Master data match validation source.

If all fields are automated, the whole document may be automated. But even if this is not achieved, validating fields automatically means less work for the human reviewers, who can use the check marks in the user interface and the ENTER key to focus only on the fields that require manual validation.

📘

Combining custom rules with other automation components

Learn how the different automation components interact together to automate the documents as well as how the automation works with hidden and required fields.

Setting values after Rossum's AI Engine extraction

If you would want to change the value from automatic computation on your side or just fill an empty field with a new value, then you can just change the "value" to, say, "1100.0" and empty the "position" of the field since the value is not extracted from the original document anymore.

The validate endpoint could return the following data as part of the response:

"operations": [
    {
      "op": "replace",
      "id": "197467",
      "value": {
        "content": {
          "value": "1100.0",
          "position": null,
          "rir_position": [916, 168, 1190, 222],
          "rir_confidence": 0.80,
          "page": 1
        },
        "hidden": false,
        "validation_sources": ["connector"]
      }
    }
]

Showing messages to the operator

The last situation is where you would only like to show the user a message in the UI that they should double-check a specific field.

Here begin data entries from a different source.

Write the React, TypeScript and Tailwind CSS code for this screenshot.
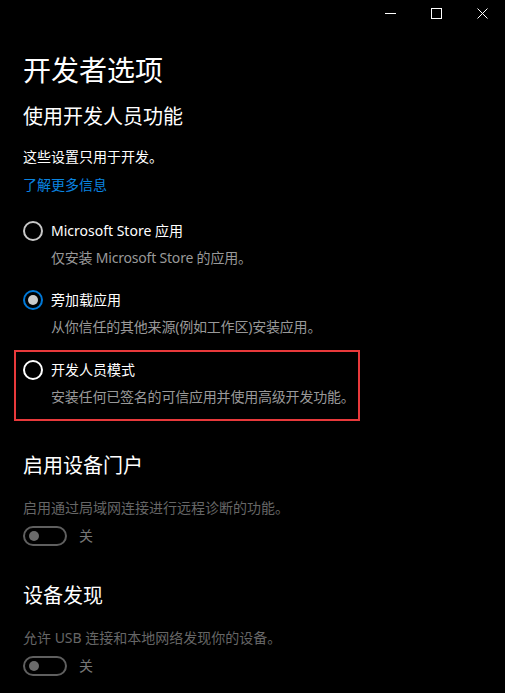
import { ReactNode } from "react";

const font = {
	fontFamily: '"Segoe UI", "Noto Sans", "Noto Sans CJK SC", sans-serif',
};

function TitleBar() {
	return (
		<div className="h-[32px] flex justify-end">
			<div className="w-[46px] h-[26px] flex items-center justify-center">
				<svg width="11" height="11" viewBox="0 0 11 11">
					<path d="M0 5.5 H11" stroke="#fff" strokeWidth="1" />
				</svg>
			</div>
			<div className="w-[46px] h-[26px] flex items-center justify-center">
				<svg width="11" height="11" viewBox="0 0 11 11">
					<rect x="0.5" y="0.5" width="10" height="10" fill="none" stroke="#fff" strokeWidth="1" />
				</svg>
			</div>
			<div className="w-[46px] h-[26px] flex items-center justify-center">
				<svg width="11" height="11" viewBox="0 0 11 11">
					<path d="M0.5 0.5 L10.5 10.5 M10.5 0.5 L0.5 10.5" stroke="#fff" strokeWidth="1" />
				</svg>
			</div>
		</div>
	);
}

function Radio({
	label,
	desc,
	checked,
	ring = "border-[#c8c8c8]",
}: {
	label: string;
	desc: string;
	checked?: boolean;
	ring?: string;
}) {
	return (
		<div className="flex flex-col gap-[7px]">
			<div className="flex items-center h-[20px] gap-[8px]">
				{checked ? (
					<span className="w-[20px] h-[20px] rounded-full border-2 border-[#0078d7] flex items-center justify-center">
						<span className="w-[10px] h-[10px] rounded-full bg-[#cccccc]" />
					</span>
				) : (
					<span className={`w-[20px] h-[20px] rounded-full border-2 ${ring}`} />
				)}
				<span className="text-[14px] leading-[20px] text-white whitespace-nowrap">{label}</span>
			</div>
			<p className="pl-[28px] text-[14px] leading-[20px] text-[#999999] whitespace-nowrap tracking-[-0.2px]">
				{desc}
			</p>
		</div>
	);
}

function Toggle() {
	return (
		<div className="flex items-center gap-[12px] h-[20px]">
			<span className="w-[44px] h-[20px] rounded-full border-2 border-[#5f5f5f] flex items-center pl-[4px]">
				<span className="w-[10px] h-[10px] rounded-full bg-[#6b6b6b]" />
			</span>
			<span className="text-[14px] leading-[20px] text-[#767676]">关</span>
		</div>
	);
}

function Section({ title, desc, children }: { title: string; desc: string; children: ReactNode }) {
	return (
		<div className="pl-[9px] flex flex-col">
			<h2 className="text-[20px] leading-[28px] text-white">{title}</h2>
			<p className="mt-[18px] text-[14px] leading-[20px] text-[#666666] whitespace-nowrap">{desc}</p>
			<div className="mt-[8px]">{children}</div>
		</div>
	);
}

export default function App() {
	return (
		<div className="w-[505px] h-[693px] bg-black overflow-hidden" style={font}>
			<TitleBar />
			<div className="px-[14px] flex flex-col">
				<div className="pl-[9px] flex flex-col">
					<h1 className="mt-[18px] text-[28px] leading-[40px] text-white">开发者选项</h1>
					<h2 className="mt-[13px] text-[20px] leading-[28px] text-white">使用开发人员功能</h2>
					<p className="mt-[16px] text-[14px] leading-[20px] text-white">这些设置只用于开发。</p>
					<a className="mt-[8px] text-[14px] leading-[20px] text-[#0a84e0]">了解更多信息</a>
					<div className="mt-[26px] flex flex-col gap-[22px]">
						<Radio label="Microsoft Store 应用" desc="仅安装 Microsoft Store 的应用。" />
						<Radio label="旁加载应用" desc="从你信任的其他来源(例如工作区)安装应用。" checked />
					</div>
				</div>
				<div className="mt-[13px] w-[346px] border-2 border-[#e8393b] pl-[7px] pt-[8px] pb-[12px]">
					<Radio
						label="开发人员模式"
						desc="安装任何已签名的可信应用并使用高级开发功能。"
						ring="border-white"
					/>
				</div>
				<div className="mt-[31px]">
					<Section title="启用设备门户" desc="启用通过局域网连接进行远程诊断的功能。">
						<Toggle />
					</Section>
				</div>
				<div className="mt-[36px]">
					<Section title="设备发现" desc="允许 USB 连接和本地网络发现你的设备。">
						<Toggle />
					</Section>
				</div>
			</div>
		</div>
	);
}
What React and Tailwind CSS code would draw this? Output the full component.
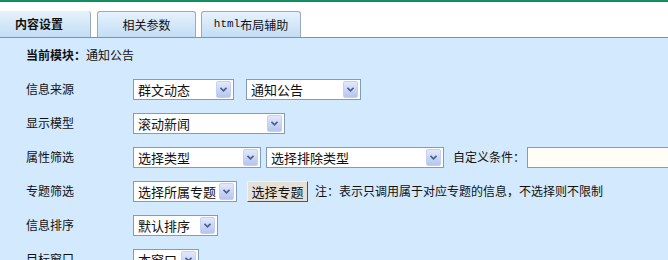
import React from 'react';

const Arrow = () => (
  <span className="flex h-[17px] w-[15px] shrink-0 items-center justify-center rounded-[2px] border border-[#c4d2f2] bg-gradient-to-b from-[#e2e9fc] to-[#b4c5ef]">
    <svg width="7" height="5" viewBox="0 0 7 5">
      <path d="M0.5 0.8 L3.5 3.8 L6.5 0.8" fill="none" stroke="#4a5d8a" strokeWidth="1.6" />
    </svg>
  </span>
);

const Sel = ({ w, text }) => (
  <div className={`flex h-[21px] shrink-0 items-center justify-between border border-[#7f9db9] bg-white pl-[4px] pr-[2px] text-[13px] leading-none whitespace-nowrap text-[#111] ${w}`}>
    <span>{text}</span>
    <Arrow />
  </div>
);

const Row = ({ label, children }) => (
  <div className="flex h-[34px] items-center whitespace-nowrap">
    <div className="w-[107px] shrink-0 text-[12px]">{label}</div>
    {children}
  </div>
);

const App = () => {
  return (
    <div className="h-[260px] w-[668px] overflow-hidden bg-white text-[#111]" style={{ fontFamily: '"Noto Sans CJK SC", "Liberation Sans", sans-serif' }}>
      {/* 标签页 */}
      <div className="flex h-[37px] items-end gap-[6px] border-t-2 border-[#11905f]">
        <div className="flex h-[26px] w-[91px] shrink-0 items-center rounded-tr-[3px] border-r border-[#9aaaba] bg-gradient-to-b from-[#e6f2fd] to-[#c3ddf4] pl-[15px] text-[12px] font-bold">
          内容设置
        </div>
        <div className="flex h-[26px] w-[99px] shrink-0 items-center justify-center rounded-t-[3px] border border-b-0 border-[#9aaaba] bg-gradient-to-b from-[#e6f2fd] to-[#c3ddf4] text-[12px]">
          相关参数
        </div>
        <div className="ml-[-1px] flex h-[26px] w-[100px] shrink-0 items-center justify-center rounded-t-[3px] border border-b-0 border-[#9aaaba] bg-gradient-to-b from-[#e6f2fd] to-[#c3ddf4] text-[12px]">
          <span className="text-[11px]" style={{ fontFamily: '"Liberation Mono", monospace' }}>html</span>布局辅助
        </div>
      </div>

      {/* 内容面板 */}
      <div className="h-[223px] overflow-hidden border-t border-[#7f93a6] bg-[#d3e9fd] pl-[26px]">
        <div className="flex h-[34px] items-center text-[12px]">
          <span className="font-bold">当前模块：</span>通知公告
        </div>

        <Row label="信息来源">
          <Sel w="w-[101px]" text="群文动态" />
          <div className="w-[12px] shrink-0" />
          <Sel w="w-[115px]" text="通知公告" />
        </Row>

        <Row label="显示模型">
          <Sel w="w-[152px]" text="滚动新闻" />
        </Row>

        <Row label="属性筛选">
          <Sel w="w-[128px]" text="选择类型" />
          <div className="w-[5px] shrink-0" />
          <Sel w="w-[178px]" text="选择排除类型" />
          <span className="ml-[9px] shrink-0 text-[12px]">自定义条件：</span>
          <div className="ml-[2px] h-[21px] w-[160px] shrink-0 border border-[#7f9db9] bg-[#fffdf5]" />
        </Row>

        <Row label="专题筛选">
          <Sel w="w-[104px]" text="选择所属专题" />
          <button className="ml-[10px] flex h-[21px] w-[61px] shrink-0 items-center justify-center border border-t-[#f4f2ee] border-l-[#f4f2ee] border-r-[#555] border-b-[#555] bg-[#e5e1d9] text-[13px] leading-none">
            选择专题
          </button>
          <span className="ml-[7px] shrink-0 text-[12px]">注：表示只调用属于对应专题的信息，不选择则不限制</span>
        </Row>

        <Row label="信息排序">
          <Sel w="w-[85px]" text="默认排序" />
        </Row>

        <Row label="目标窗口">
          <Sel w="w-[66px]" text="本窗口" />
        </Row>
      </div>
    </div>
  );
};

export default App;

In that case, you can use the "messages" part of the validate hook response. You can choose between "info", "error" and "warning" message types.

Note that each validate call must return the complete list of messages, as this list is not persistent but is overwritten each time the hook is called.

"messages": [
    {
      "content": "Invalid invoice number format",
      "id": "197467",
      "type": "error"
    }
  ]

The ideal opportunity is to combine this with the automation check. If a rule succeeds, the field can be marked as validated. In contrast, if it fails, a warning should be attached to the data point to draw the user's attention to the field.